Durant’s Dish

Durant plans to be on-site often at the 10,000-square-foot restaurant, which sits along the Bricktown Canal between Toby Keith’s I Love this Bar & Grill and Earl’s Rib Palace. It will be worth Durant’s while to be there because he is not just lending his famous name to the eatery; he will own 25% of the business.

“He doesn’t get a royalty. He’s an owner. He’s an equity player,” Smith says. “If we make money, he makes money.”

What might help with that endeavor will be the presence not only of Durant, but also of his famous friends. Don’t be surprised to see LeBron James or Kobe Bryant dining on some honey-dipped fried chicken, stuffed catfish with crab, slow smoked southern ribs, or chicken and shrimp jambalaya.

“I’ve told all my friends in the NBA whenever they come in town next year or so to come by KD’s,” he says. “They’re all looking forward to it as well.”

Durant can’t run the show since he does have a day job. And Smith has about 60 restaurants in seven states. So they brought in Joe Jungmann, from Paseo Grill and Sauced, to operate the new eatery.

“He’s a tremendous manager of people,” Smith says. “He’ll run a good operation here.”

Durant plans to use the restaurant as a hangout, but he also will be there to work.

“I’m going to be visible in the restaurant and try to spend as much time as I can there,” he says. “If somebody has a complaint, I’m going to try to go back in the kitchen and try to help them fix it.”

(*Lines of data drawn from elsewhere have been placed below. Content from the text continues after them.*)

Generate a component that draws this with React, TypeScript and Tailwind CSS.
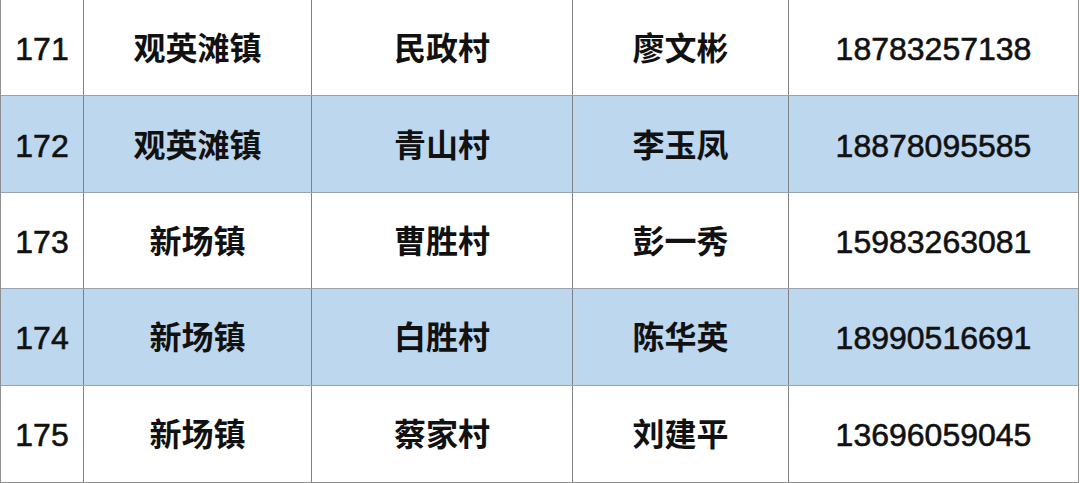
const rows = [
    { no: "171", town: "观英滩镇", village: "民政村", name: "廖文彬", phone: "18783257138" },
    { no: "172", town: "观英滩镇", village: "青山村", name: "李玉凤", phone: "18878095585" },
    { no: "173", town: "新场镇", village: "曹胜村", name: "彭一秀", phone: "15983263081" },
    { no: "174", town: "新场镇", village: "白胜村", name: "陈华英", phone: "18990516691" },
    { no: "175", town: "新场镇", village: "蔡家村", name: "刘建平", phone: "13696059045" },
];

export default function App() {
    return (
        <div className="w-[1080px] h-[483px] bg-white overflow-hidden">
            <div
                className="w-[1079px] h-[483px] grid grid-rows-5 border-l border-r border-b border-[#8f8f8f] text-[#111] text-[32px] leading-none"
                style={{ fontFamily: '"Liberation Sans", "Noto Sans CJK SC", sans-serif' }}
            >
                {rows.map((r, i) => {
                    const blue = i % 2 === 1;
                    return (
                        <div
                            key={r.no}
                            className={`grid grid-cols-[83px_228px_261px_216px_1fr] ${
                                i < rows.length - 1 ? "border-b border-[#9aa3ab]" : ""
                            } ${blue ? "bg-[#bdd7ee]" : "bg-white"}`}
                        >
                            {/* digits look a touch heavier than regular in the source */}
                            <div className="flex items-center justify-center pt-[3px] border-r border-[#7d8287] [-webkit-text-stroke:0.6px_#111]">{r.no}</div>
                            <div className="flex items-center justify-center pt-[3px] border-r border-[#7d8287] font-bold">{r.town}</div>
                            <div className="flex items-center justify-center pt-[3px] border-r border-[#7d8287] font-bold">{r.village}</div>
                            <div className="flex items-center justify-center pt-[3px] border-r border-[#7d8287] font-bold">{r.name}</div>
                            <div className="flex items-center justify-center pt-[3px] [-webkit-text-stroke:0.6px_#111]">{r.phone}</div>
                        </div>
                    );
                })}
            </div>
        </div>
    );
}
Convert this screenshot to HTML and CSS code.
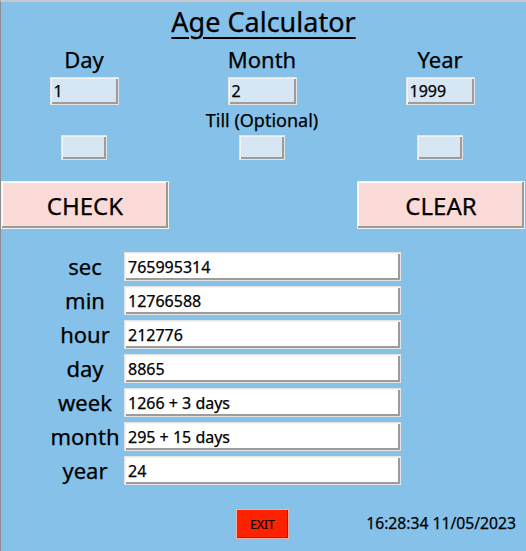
FILE: index.html
```html
<!DOCTYPE html>
<html>
<head>
<meta charset="utf-8">
<link rel="stylesheet" href="styles.css">
</head>
<body>
<div class="app">
  <h1 class="title"><span>Age Calculator</span></h1>
  <div class="dates">
    <span class="lbl">Day</span>
    <span class="lbl">Month</span>
    <span class="lbl">Year</span>
    <input class="entry date" value="1" readonly>
    <input class="entry date" value="2" readonly>
    <input class="entry date" value="1999" readonly>
    <div class="till">Till (Optional)</div>
    <input class="entry small" value="" readonly>
    <input class="entry small" value="" readonly>
    <input class="entry small" value="" readonly>
  </div>
  <div class="actions">
    <button class="btn">CHECK</button>
    <button class="btn">CLEAR</button>
  </div>
  <div class="results">
    <span class="rlbl">sec</span><input class="entry result" value="765995314" readonly>
    <span class="rlbl">min</span><input class="entry result" value="12766588" readonly>
    <span class="rlbl">hour</span><input class="entry result" value="212776" readonly>
    <span class="rlbl">day</span><input class="entry result" value="8865" readonly>
    <span class="rlbl">week</span><input class="entry result" value="1266 + 3 days" readonly>
    <span class="rlbl">month</span><input class="entry result" value="295 + 15 days" readonly>
    <span class="rlbl">year</span><input class="entry result" value="24" readonly>
  </div>
  <div class="footer">
    <button class="exit">EXIT</button>
    <span class="clock">16:28:34 11/05/2023</span>
  </div>
</div>
</body>
</html>
```
FILE: styles.css
```css
* { box-sizing: border-box; }
html, body { margin: 0; padding: 0; }
body {
  width: 526px;
  height: 551px;
  background: #85c1e9;
  font-family: "Noto Sans", "Open Sans", sans-serif;
  color: #000;
  overflow: hidden;
  -webkit-text-stroke: 0.25px #000;
}
.app {
  width: 526px;
  height: 551px;
  border-top: 2px solid #c9c9c9;
  border-left: 1px solid #8c8c8c;
  background: #85c1e9;
}
.title {
  margin: 5px 0 0;
  height: 30px;
  font-size: 27px;
  line-height: 30px;
  font-weight: 400;
  text-align: center;
}
.title span {
  text-decoration: underline;
  text-decoration-thickness: 2px;
  text-underline-offset: 5px;
}
.dates {
  margin-top: 9px;
  margin-left: -1px;
  display: grid;
  grid-template-columns: 168px 168px 168px;
  column-gap: 10px;
  row-gap: 5px;
  justify-items: center;
}
.lbl {
  font-size: 22px;
  line-height: 26px;
  height: 26px;
}
.till {
  grid-column: 1 / -1;
  font-size: 18px;
  line-height: 20px;
  height: 20px;
}
.entry {
  display: block;
  margin: 0;
  font-family: "Noto Sans", "Open Sans", sans-serif;
  color: #000;
  -webkit-text-stroke: 0.25px #000;
  border: 1px solid #e4e4e4;
  box-shadow: inset 1px 1px 0 #f4f4f4, inset -2px -2px 0 #9c9c9c;
  outline: none;
  padding: 0 0 0 3px;
}
.date {
  width: 69px;
  height: 28px;
  background: #d6e6f2;
  font-size: 16px;
}
.small {
  width: 46px;
  height: 25px;
  background: #d6e6f2;
}
.actions {
  margin-top: 21px;
  display: flex;
  justify-content: space-between;
  padding-right: 1px;
}
.btn {
  width: 168px;
  height: 48px;
  margin: 0;
  padding: 0;
  background: #fadbd8;
  border: 1px solid #f2f2f2;
  box-shadow: inset -2px -2px 0 #9a9a9a, inset 1px 1px 0 #ffffff;
  font-family: "Noto Sans", "Open Sans", sans-serif;
  font-size: 24px;
  color: #000;
  -webkit-text-stroke: 0.25px #000;
}
.results {
  margin-top: 23px;
  padding-left: 47px;
  display: grid;
  grid-template-columns: 74px 277px;
  column-gap: 2px;
  row-gap: 5px;
  align-items: center;
}
.rlbl {
  font-size: 22px;
  line-height: 29px;
  text-align: center;
  white-space: nowrap;
}
.result {
  width: 277px;
  height: 29px;
  background: #ffffff;
  font-size: 16px;
}
.footer {
  margin-top: 24px;
  display: flex;
  align-items: baseline;
  padding-left: 235px;
  padding-right: 10px;
}
.exit {
  width: 53px;
  height: 30px;
  margin: 0;
  padding: 0;
  background: #ff2200;
  border: 1px solid #f3b3a6;
  box-shadow: inset -1px -1px 0 #8a2a1a;
  font-family: "Noto Sans", "Open Sans", sans-serif;
  font-size: 12px;
  color: #000;
  -webkit-text-stroke: 0.2px #000;
}
.clock {
  margin-left: auto;
  font-size: 15.7px;
}
```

The restaurant will include a main dining room, private dining rooms and a walk-around bar. It will
seat about 320. The menu will have a southern theme, and Smith says
entrées will start at around $8 and go up to approximately $30.

Randy
Hogan, developer of other projects in Lower Bricktown, is also part of
the deal. In April 2012, Hogan brought initial design plans to the
Oklahoma City Urban Renewal Authority, which has jurisdiction over
design and construction in the area. While OCURA commissioners liked the
plan, they didn’t like the design.

Over
the course of several meetings, Hogan revised his plan. The original
concept had the restaurant’s front door facing a parking lot, with a
small patio along the Bricktown Canal and a cavernous walkway between
the building and Toby Keith’s. Commissioners Jim Tolbert and Larry
Nichols were especially vocal about wanting those aspects to change.

Hogan
went back to the plans with his architect, Jason Wint with REES, and
returned with a design that included a glass wall and wide walkway
between the two buildings, and a front façade facing the canal with a
patio next to the canal’s sidewalk. Originally, he envisioned an
11,000-square-foot, multi-tenant building. With the new design, the
building will house only KD’s.

“By
shrinking the building down a little bit, and with the entry where it
is, it just made a lot more sense to have one tenant,” Hogan says.

While
Durant says he does not cook, the recipes will come from his family and
his travels. Every recipe and every item on the menu must pass his
taste test.

“Basketball
has given me a great opportunity to go around the world and taste a lot
of different foods,” he says. “I have some good taste buds, and
hopefully people enjoy what I like as well.”